- [Required task]:
Read the listing and extract each line that includes the word "this".

- [Supplied material]:
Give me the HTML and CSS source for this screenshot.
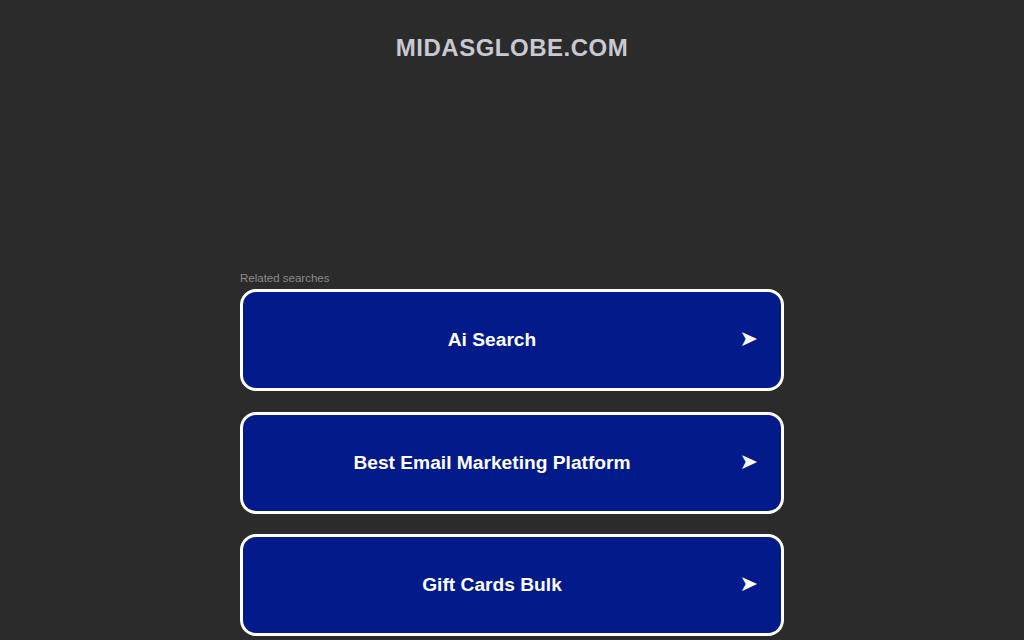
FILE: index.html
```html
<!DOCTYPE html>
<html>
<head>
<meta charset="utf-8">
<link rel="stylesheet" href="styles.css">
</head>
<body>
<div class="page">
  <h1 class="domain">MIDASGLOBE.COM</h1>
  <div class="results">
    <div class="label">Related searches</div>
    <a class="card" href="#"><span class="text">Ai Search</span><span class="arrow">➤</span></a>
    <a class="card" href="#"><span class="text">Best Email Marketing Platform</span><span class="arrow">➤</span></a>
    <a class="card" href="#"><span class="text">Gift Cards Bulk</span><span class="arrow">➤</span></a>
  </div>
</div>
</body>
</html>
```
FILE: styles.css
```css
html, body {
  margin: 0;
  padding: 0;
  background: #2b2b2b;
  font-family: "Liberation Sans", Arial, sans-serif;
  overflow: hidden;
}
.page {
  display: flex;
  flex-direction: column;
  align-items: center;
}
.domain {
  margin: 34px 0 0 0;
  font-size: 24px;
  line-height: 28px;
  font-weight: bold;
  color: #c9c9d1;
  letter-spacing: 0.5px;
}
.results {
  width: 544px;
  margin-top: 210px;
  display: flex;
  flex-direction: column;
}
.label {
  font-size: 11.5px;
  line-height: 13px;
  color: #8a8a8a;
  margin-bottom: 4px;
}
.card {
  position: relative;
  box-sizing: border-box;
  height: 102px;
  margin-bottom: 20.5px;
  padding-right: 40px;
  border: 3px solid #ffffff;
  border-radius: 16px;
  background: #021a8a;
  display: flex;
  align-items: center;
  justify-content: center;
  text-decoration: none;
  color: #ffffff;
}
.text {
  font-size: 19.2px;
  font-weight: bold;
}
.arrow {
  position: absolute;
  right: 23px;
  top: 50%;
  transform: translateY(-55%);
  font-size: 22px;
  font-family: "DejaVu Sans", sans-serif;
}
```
* * *
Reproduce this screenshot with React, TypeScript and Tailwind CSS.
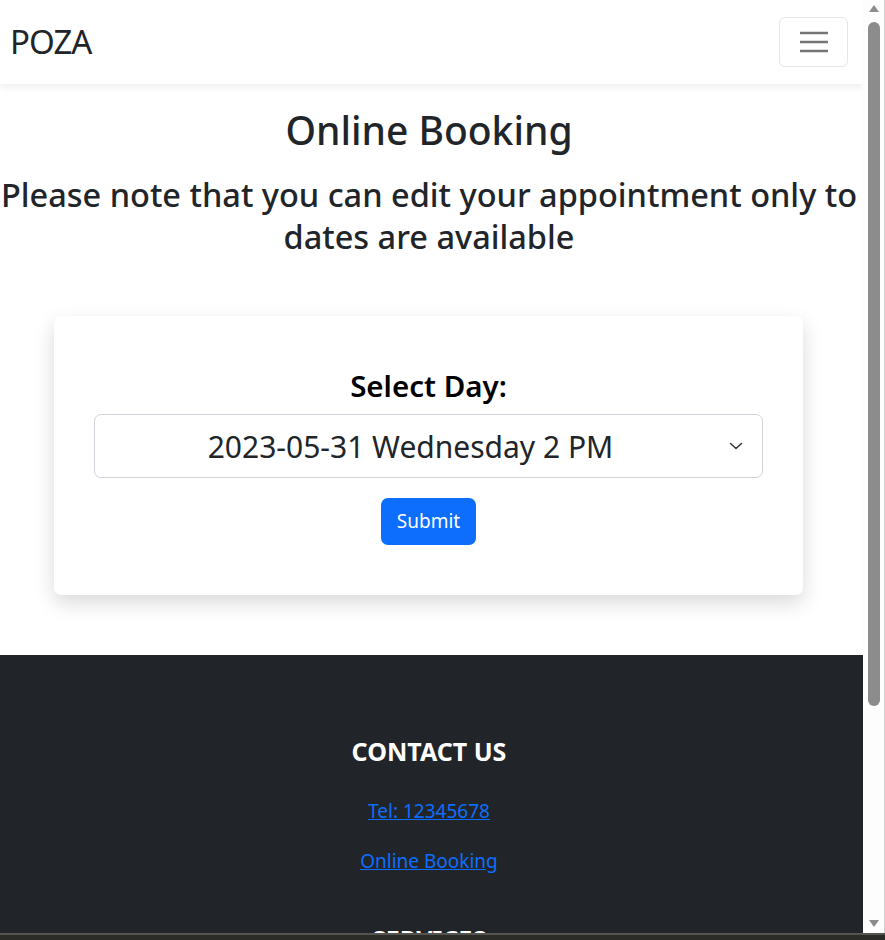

- [Task output]:
Give me the HTML and CSS source for this screenshot.
Reproduce this screenshot with React, TypeScript and Tailwind CSS.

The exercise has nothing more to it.